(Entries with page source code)
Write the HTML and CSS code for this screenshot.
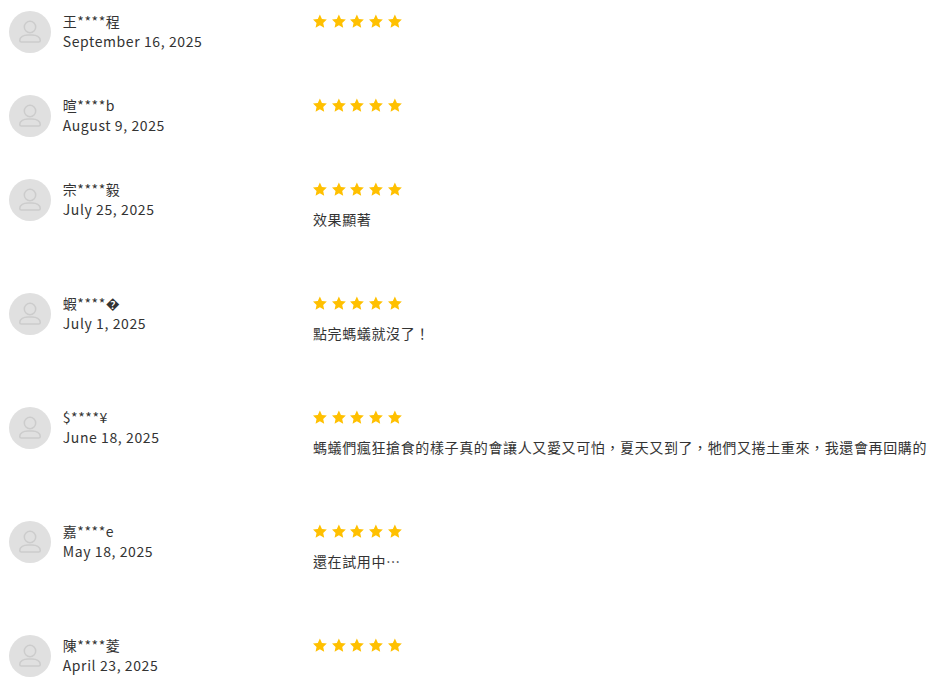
FILE: index.html

```html
<!DOCTYPE html>
<html lang="en">
<head>
  <meta charset="UTF-8" />
  <title>Reviews</title>
  <link rel="stylesheet" href="styles.css">
</head>
<body>
  <svg class="sprite" width="0" height="0">
    <symbol id="star" viewBox="1 0 24 24">
      <path d="M12 .8L15.290 7.970 23.130 8.880 17.330 14.230 18.880 21.970 12 18.100 5.120 21.970 6.670 14.230 .87 8.880 8.710 7.970z" />
    </symbol>
    <symbol id="user" viewBox="0 0 42 42">
      <circle cx="21" cy="16" r="5.700" />
      <path d="M10.750 29.500c0-3.500 4-5.500 8-5.500h4.500c4 0 8 2 8 5.500 0 1-.5 1.500-1.500 1.500H12.250c-1 0-1.500-.5-1.500-1.500z" />
    </symbol>
  </svg>

  <div class="reviews">
    <div class="review">
      <div class="author">
        <div class="avatar"><svg><use href="#user" /></svg></div>
        <div class="meta">
          <div>王****程</div>
          <div>September 16, 2025</div>
        </div>
      </div>
      <div class="content">
        <div class="stars"><svg><use href="#star" /></svg><svg><use href="#star" /></svg><svg><use href="#star" /></svg><svg><use href="#star" /></svg><svg><use href="#star" /></svg></div>
      </div>
    </div>

    <div class="review">
      <div class="author">
        <div class="avatar"><svg><use href="#user" /></svg></div>
        <div class="meta">
          <div>暄****b</div>
          <div>August 9, 2025</div>
        </div>
      </div>
      <div class="content">
        <div class="stars"><svg><use href="#star" /></svg><svg><use href="#star" /></svg><svg><use href="#star" /></svg><svg><use href="#star" /></svg><svg><use href="#star" /></svg></div>
      </div>
    </div>

    <div class="review">
      <div class="author">
        <div class="avatar"><svg><use href="#user" /></svg></div>
        <div class="meta">
          <div>宗****毅</div>
          <div>July 25, 2025</div>
        </div>
      </div>
      <div class="content">
        <div class="stars"><svg><use href="#star" /></svg><svg><use href="#star" /></svg><svg><use href="#star" /></svg><svg><use href="#star" /></svg><svg><use href="#star" /></svg></div>
        <p class="comment">效果顯著</p>
      </div>
    </div>

    <div class="review">
      <div class="author">
        <div class="avatar"><svg><use href="#user" /></svg></div>
        <div class="meta">
          <div>蝦****�</div>
          <div>July 1, 2025</div>
        </div>
      </div>
      <div class="content">
        <div class="stars"><svg><use href="#star" /></svg><svg><use href="#star" /></svg><svg><use href="#star" /></svg><svg><use href="#star" /></svg><svg><use href="#star" /></svg></div>
        <p class="comment">點完螞蟻就沒了！</p>
      </div>
    </div>

    <div class="review">
      <div class="author">
        <div class="avatar"><svg><use href="#user" /></svg></div>
        <div class="meta">
          <div>$****¥</div>
          <div>June 18, 2025</div>
        </div>
      </div>
      <div class="content">
        <div class="stars"><svg><use href="#star" /></svg><svg><use href="#star" /></svg><svg><use href="#star" /></svg><svg><use href="#star" /></svg><svg><use href="#star" /></svg></div>
        <p class="comment">螞蟻們瘋狂搶食的樣子真的會讓人又愛又可怕，夏天又到了，牠們又捲土重來，我還會再回購的</p>
      </div>
    </div>

    <div class="review">
      <div class="author">
        <div class="avatar"><svg><use href="#user" /></svg></div>
        <div class="meta">
          <div>嘉****e</div>
          <div>May 18, 2025</div>
        </div>
      </div>
      <div class="content">
        <div class="stars"><svg><use href="#star" /></svg><svg><use href="#star" /></svg><svg><use href="#star" /></svg><svg><use href="#star" /></svg><svg><use href="#star" /></svg></div>
        <p class="comment">還在試用中⋯</p>
      </div>
    </div>

    <div class="review">
      <div class="author">
        <div class="avatar"><svg><use href="#user" /></svg></div>
        <div class="meta">
          <div>陳****菱</div>
          <div>April 23, 2025</div>
        </div>
      </div>
      <div class="content">
        <div class="stars"><svg><use href="#star" /></svg><svg><use href="#star" /></svg><svg><use href="#star" /></svg><svg><use href="#star" /></svg><svg><use href="#star" /></svg></div>
      </div>
    </div>
  </div>
</body>
</html>
```

FILE: styles.css

```css
body {
  margin: 0;
  background: #fff;
  color: #333;
  font-family: "Noto Sans CJK TC", "Noto Sans", sans-serif;
  font-size: 14px;
  letter-spacing: 0.6px;
  overflow: hidden;
}

.sprite {
  display: block;
}

.review {
  display: flex;
  padding: 11px 0 31px 9px;
}

.author {
  display: flex;
  gap: 12px;
  width: 304px;
  flex-shrink: 0;
}

.avatar {
  width: 42px;
  height: 42px;
  border-radius: 50%;
  background: #e0e0e0;
}

.avatar svg {
  display: block;
  width: 42px;
  height: 42px;
  fill: none;
  stroke: #ccc;
  stroke-width: 1.5;
}

.meta {
  line-height: 20px;
  margin-left: -0.3px;
}

.stars {
  display: flex;
  gap: 3.67px;
  height: 20px;
  align-items: center;
}

.stars svg {
  width: 15px;
  height: 15px;
  fill: #ffc000;
}

.comment {
  margin: 10px 0 22px;
  line-height: 20px;
  letter-spacing: 0.62px;
  white-space: nowrap;
}
```
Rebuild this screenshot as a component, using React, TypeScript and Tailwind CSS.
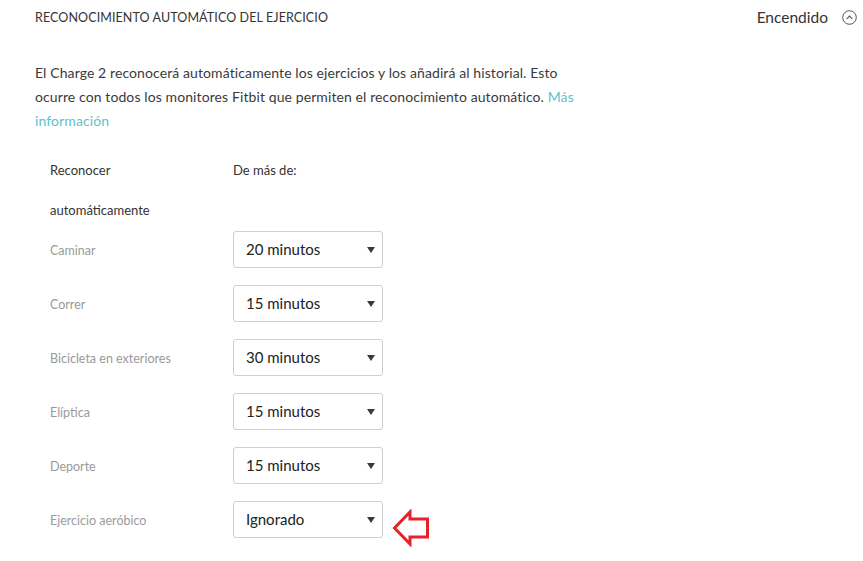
const rows = [
  { label: "Caminar", value: "20 minutos" },
  { label: "Correr", value: "15 minutos" },
  { label: "Bicicleta en exteriores", value: "30 minutos" },
  { label: "Elíptica", value: "15 minutos" },
  { label: "Deporte", value: "15 minutos" },
  { label: "Ejercicio aeróbico", value: "Ignorado" },
];

function SelectBox({ value }: { value: string }) {
  return (
    <div className="flex h-[37px] w-[150px] items-center justify-between rounded-[3px] border border-[#cfcfcf] bg-white pl-[12px] pr-[7px] text-[15px] text-[#222]">
      <span>{value}</span>
      <svg width="8" height="6" viewBox="0 0 8 6">
        <path d="M0 0 H8 L4 6 Z" fill="#3a3a3a" />
      </svg>
    </div>
  );
}

export default function App() {
  return (
    <div className="h-[561px] w-[863px] overflow-hidden bg-white font-['Lato','Liberation_Sans',sans-serif]">
      {/* header */}
      <div className="flex h-[35px] items-center justify-between pl-[35px] pr-[6px]">
        <div className="pt-[1px] text-[12.5px] tracking-[0.1px] text-[#333]">RECONOCIMIENTO AUTOMÁTICO DEL EJERCICIO</div>
        <div className="flex items-center gap-[14px]">
          <span className="text-[15.5px] text-[#333]">Encendido</span>
          <svg width="15" height="15" viewBox="0 0 15 15">
            <circle cx="7.5" cy="7.5" r="6.8" fill="none" stroke="#555" strokeWidth="1" />
            <path d="M4.8 8.8 L7.5 6 L10.2 8.8" fill="none" stroke="#555" strokeWidth="1.1" />
          </svg>
        </div>
      </div>

      {/* description */}
      <p className="mt-[26px] w-[582px] pl-[35px] text-[14px] leading-[24px] tracking-[0.1px] text-[#3a3a3a]">
        El Charge 2 reconocerá automáticamente los ejercicios y los añadirá al historial. Esto ocurre con todos los
        monitores Fitbit que permiten el reconocimiento automático. <span className="text-[#5cc3c9]">Más</span>{" "}
        <span className="text-[#5cc3c9]">información</span>
      </p>

      {/* table */}
      <div className="mt-[18px] pl-[50px]">
        <div className="flex h-[40px] items-center text-[13px] text-[#333]">
          <div className="w-[183px]">Reconocer</div>
          <div>De más de:</div>
        </div>
        <div className="flex h-[40px] items-center text-[13px] text-[#333]">automáticamente</div>
        <div className="flex flex-col gap-[17px]">
          {rows.map((r, i) => (
            <div key={r.label} className="flex h-[37px] items-center">
              <div className="w-[183px] pt-[3px] text-[12.5px] text-[#9a9a9a]">{r.label}</div>
              <SelectBox value={r.value} />
              {i === rows.length - 1 && (
                <svg className="ml-[9px] mt-[16px]" width="38" height="38" viewBox="0 0 38 38">
                  <path
                    d="M2.5 19 L18 3 V10 H35.5 V28 H18 V35 Z"
                    fill="none"
                    stroke="#e8202a"
                    strokeWidth="3"
                    strokeLinejoin="miter"
                  />
                </svg>
              )}
            </div>
          ))}
        </div>
      </div>
    </div>
  );
}
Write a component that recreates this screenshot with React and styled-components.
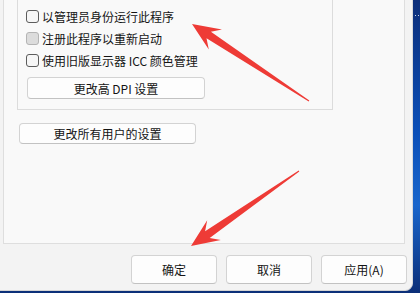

# WHAT YOU HAVE TO DO:
Take the lines from the first line of the entries through the line with "FILE: index.html", inclusive, and give them again exactly, minus any pictures.

# RESPONSE TO THE TASK:
Write the HTML and CSS code for this screenshot.
FILE: index.html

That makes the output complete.